Norton's iOS protection offers more features than the other suites covered here, including anti-theft components and the ability to back up your contacts. Like the others, though, it doesn't offer malware scanning, although it will check for malicious websites.


Although Norton falls down when it comes to iOS protection, its protection on Android devices is stellar. There's anti-malware, a module for scanning apps for potential privacy problems and one for locating, locking and wiping your device remotely. The tools for blocking spam phone calls and text messages are exemplary, using the Norton Spot ad detector, which you'll have to download as a separate free app (It's available whether you buy the suite or not.)

Norton (Android version)

The interface itself, at least on a tablet, is done quite well, with a scrollable panel on the left-hand side for all the app's features, and a larger panel to the right, which gives you the options and notifications for the feature you're working with.

The privacy scanner includes a feature that many others should emulate. When it finds an app with potential privacy issues, it displays those issues, as do other similar apps. But you can also tap a "Trust" button to say that you trust the app, something that similar privacy scanners don't do. That way, any apps that you trust won't show up as privacy risks, making it easier to see new risks at a glance.

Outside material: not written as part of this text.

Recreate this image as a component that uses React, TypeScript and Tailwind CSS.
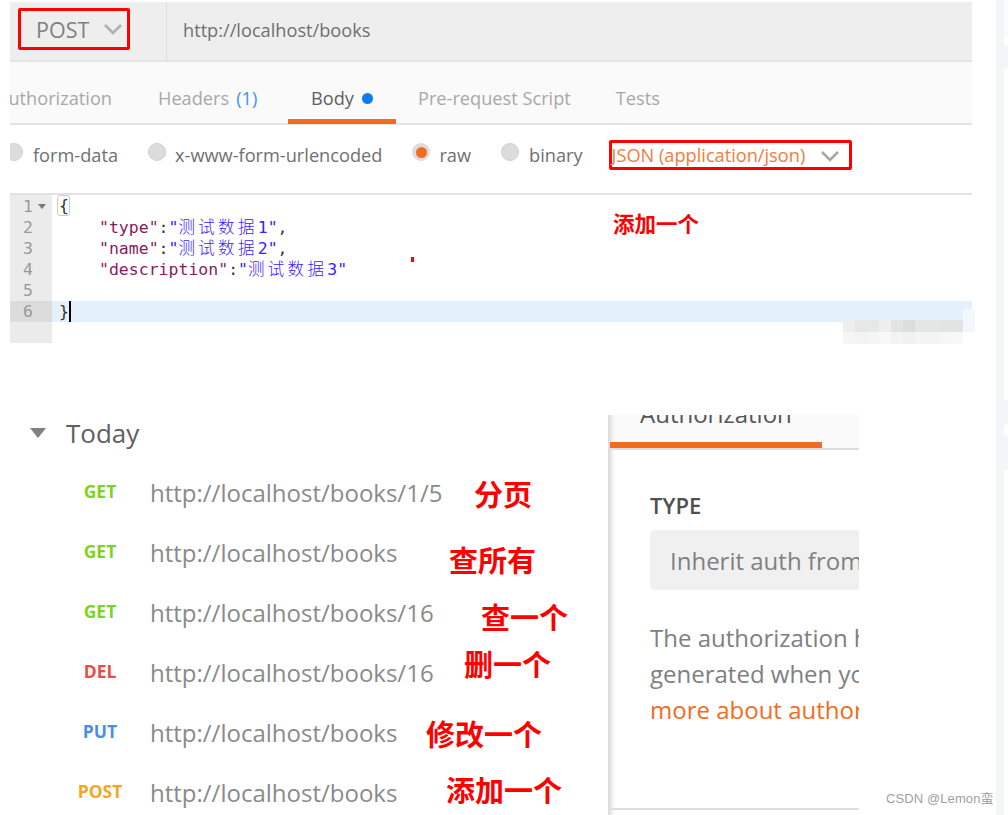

The good news: Norton has a Web-based dashboard. The bad news: It's not overly useful -- certainly not nearly as useful as Webroot's. Yes, it lists the devices you have installed the software on, and lets you add new devices and install software on them. And it also lets you see files you've backed up. But that's about the extent of it, apart from being able to manage the anti-theft features of your Android device.

Bottom Line

Norton protects Macs, Android devices and iOS devices, which makes it one of the few comprehensive suites that lives up to its promise to protect all your devices.

Norton's Windows component stands out for its wide range of features -- there's simply no other application that offers such a plethora of tools. It's slightly marred by an occasionally complex interface, but to a great extent that's because of how deep the product is. OS X and mobile protection is as good or, at least, nearly as good as any competitor. It falls short only in its Web dashboard.

If you don't care about a dashboard, it's the best of the bunch.